Também não é novidade que diversos políticos dos EUA já questionam o tamanho da ajuda militar aos ucranianos. Nas últimas semanas, na mídia dos EUA, também começaram a pipocar questionamentos sobre qual seria o real tamanho dos triunfos da contra-ofensiva ucraniana, que já dura algumas semanas, afirmando que a liderança ucraniana estaria com “aversão aos riscos”. Potencialmente devido ao fato de que a Ucrânia precisa de mais material humano do que pode contar atualmente.

A demissão do ministro da Defesa pode servir, então, como mero bode expiatório. Corrupção? Problemas na contraofensiva? Ele é, ou era, o problema e o problema foi, então, resolvido. A questão é que, primeiro, o sucesso ou fracasso da contra-ofensiva ucraniana pouco depende do ministro do momento, que é mais um gestor do que um comandante militar. Nos últimos dias, inclusive, os ucranianos teriam conseguido passar da primeira grande linha de defesas russas, apelidada de Linha Surovikin.

Segundo, o problema da corrupção na Ucrânia também não depende de um homem. Muito longe disso. A Ucrânia é um país com corrupção endêmica. Em 2021, antes da invasão russa, a Transparência Internacional colocou a Ucrânia na 122º posição, de 180 países, no seu ranking de percepção de corrupção. Em primeiro lugar estava a Dinamarca e, em último, a Somália, que mal é um Estado soberano. Ou seja, a Ucrânia está bem mais perto da Somália do que de um país nórdico nesse quesito.

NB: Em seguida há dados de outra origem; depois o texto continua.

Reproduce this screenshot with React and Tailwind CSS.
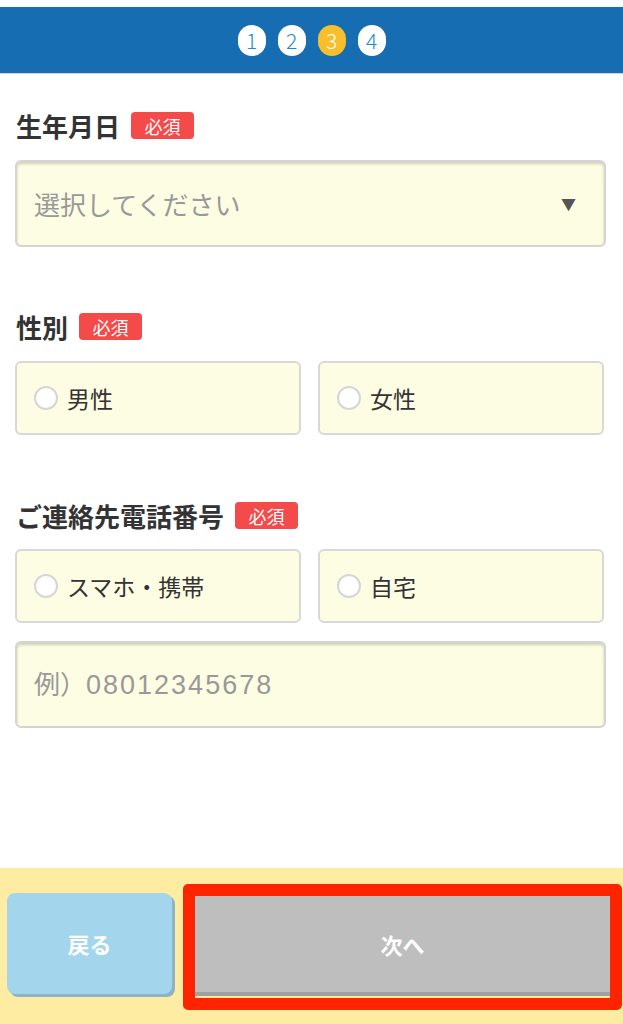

A questão da corrupção e da governança pública era citada, também desde antes da invasão russa, como um dos grandes empecilhos para uma eventual entrada da Ucrânia na União Europeia. A Ucrânia não cumpre a maioria dos critérios europeus sobre governança, corrupção, democracia, transparência da máquina pública e combate ao crime organizado. Curiosamente, também essa semana foi preso Ihor Kolomoisky, bilionário ucraniano que também conta com nacionalidades de Israel e do Chipre.

Com a nomeação de Umierov, a Ucrânia terá um presidente judeu e um ministro da Defesa muçulmano, algo incomum em nosso período histórico

Ele ficará sessenta dias preso preventivamente enquanto seu império bancário, de mídia e de combustíveis é investigado por fraudes, inclusive nos EUA, que indiciaram o bilionário em 2020. Seu império midiático que ajudou a eleger o atual presidente Zelensky, que disputou as eleições contra o ex-presidente Petro Poroshenko. Um desafeto de Kolomoisky, no que dificilmente é uma coincidência. Operação anticorrupção, necessidade de agradar ao aliado em Washington ou conflito interno?

No ministério da Defesa, Reznikov será substituído por Rustem Umierov, que chefiava o Fundo de Propriedades Estatais na Ucrânia, que gerencia parte dos recursos das campanhas de privatização de empresas estatais. Umierov é um tártaro da Crimeia, minoria túrquica e muçulmana da península. A suposta proteção aos tártaros é, inclusive, elemento do discurso do governo da Turquia para justificar seus interesses nas conversas sobre a Crimeia e o futuro da península.

Umierov nasceu no Uzbequistão, destino de muitos tártaros que foram deportados da Crimeia nos anos de 1943 e de 1944, como parte de um política soviética de represália pelo colaboracionismo de alguns tártaros com os nazistas. Além da represália existia um motivo maior: tornar a península mais etnicamente homogênea, centrada nos russos. Com a nomeação de Umierov, a Ucrânia terá um presidente judeu e um ministro da Defesa muçulmano, algo incomum em nosso período histórico.

Mais importante que tudo isso é que Umierov será o quinto ministro da Defesa desde que Zelensky tornou-se presidente da Ucrânia, em maio de 2019. O mais longevo foi justamente o demitido Reznikov, que ficou quase dois anos no cargo. Se a troca de comando vai ajudar no esforço de guerra ucraniano ou se vai contribuir no combate à corrupção, o futuro que dirá. Considerando o histórico recente, entretanto, é bom ser cético quanto ao impacto da troca de um homem.

Atualização

Onde se lia "indicou", lê-se agora "indiciaram". Os EUA indiciaram o bilionário, portanto.